Paul Lukas, who is a god, runs UniWatch, which means if it’s uniform-based, he (along with Chris Creamer) is your standard.
That said, he ranked the 20 cities/metro areas with three or more sports teams by uniform looks, and the Bay Area came in a dismal, offensive and downright wretched fifth, behind Boston, Pittsburgh, Chicago and Philadelphia. Of course, this could be in flux if the Raiders, one of the three teams to get a maximum score of 10 (with the Steelers and St. Louis Cardinals) move to Los Angeles, which finished a pedestrian 11 on the strength of the rancid new Clippers look.
The worst uniforms? The Arizona Cardinals, which have sucked since the mid-70s when they were in St. Louis; and the new Atlanta Hawks, which have not yet been unveiled on court but are universally considered a cornea-searing nightmare.
X X X
Mike Rosenberg of Media.com, a site apparently populated by workers with way too much free time, listed the FBS college football programs by arrest over the last five years, and found 918 arrests, one every other day over the calendar period but one-eleventh the national average for college-age men and women in general. He also found that Washington State has a nation-leading 31, or 13 more arrests than wins, an anomaly in that most teams with winning programs rank high on his list.

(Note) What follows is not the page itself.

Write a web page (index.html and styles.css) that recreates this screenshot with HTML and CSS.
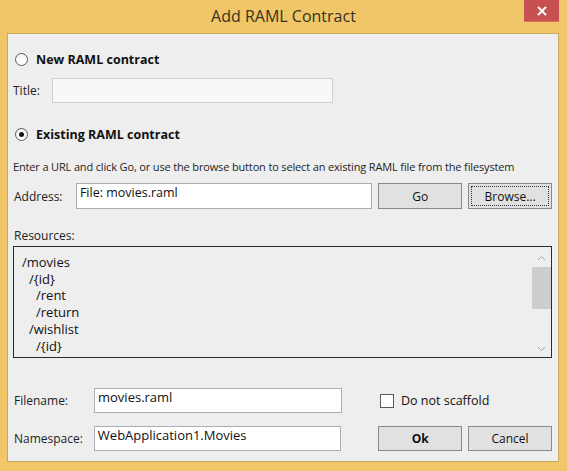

What he did not find is a coach fired because of too many arrests, or a coach not fired because not enough wins. I mean, there are numbers and then there are numbers.
X X X
Jed York should have seen this from The City Paper’s Brandon Weigel about three years ago, but time is a royal pain sometimes and the fact that he neither wrote it in 2012 nor needed to do so gets in the way of this otherwise crystalline logic.
X X X
Sometimes you can’t make sponsors do what you want them to, which is why the relationship between English Premiership side Sunderland and their shirt sponsors Dafabet may have turned a bit odd. Normally, money is money, but in this case Dafabet is telling you that a smart bet for you is to bet that Sunderland is relegated. From Chris Wright of Who Ate All The Pies:
“Dafabet, who were unveiled as Sunderland’s new shirt sponsors in June, have made Dick Advocaat’s side 5/8 favorites for the drop after being soundly beaten by Leicester and Norwich in their opening two fixtures of 2015/16. Not only that, but just to rub it in even further, Dafabet have also made Sunderland (whose club crest appears proudly at the top of their homepage) 1000/1 outsiders of all 20 Premier League teams to finish inside the top four.”
That’s like CSNBA predicting that the Warriors will finish last this coming year, only Sunderland is a lot more like the Minnesota Timberwolves than the Warriors.
X X X
Steve Smith cannot retire, I forbid it. This is what he said Wednesday. After a fight-free practice with his former team, the Baltimore Ravens, the new Eagle wide receiver was asked about any benefits from playing against his old team.
“I’d rather be at home,” Smith said. “Today’s my wife’s birthday, so I’m not at home. I’m over here doing this bulls--- and missing my wife’s birthday. That’s my honest opinion. I’d rather be at home singing happy birthday to my wife, but I’m out here getting questioned to assess a rookie corner.”
That was Eric Rowe, who said when asked about defending against Smith, “He’s like, ‘I saw it in your eyes, you about to s— yourself.’ I’m like, ‘Nah, I don’t panic.’” Rowe told Jeff McLane of the Philadelphia Inquirer. He may not panic but he will tell his grandchildren he was accused of soiling himself by the best smacktalker of his generation.
X X X
And finally, the Football Writers Association of America will name its 75th anniversary team on Thursday and according to proud member Rick Gosselin of the Dallas Morning News, the quarterback of said team is . . . wait for it . . . Roger Staubach.
Don’t yell at me. I didn’t vote. I don’t have a vote. I’d have voted for Sam Etcheverry anyway.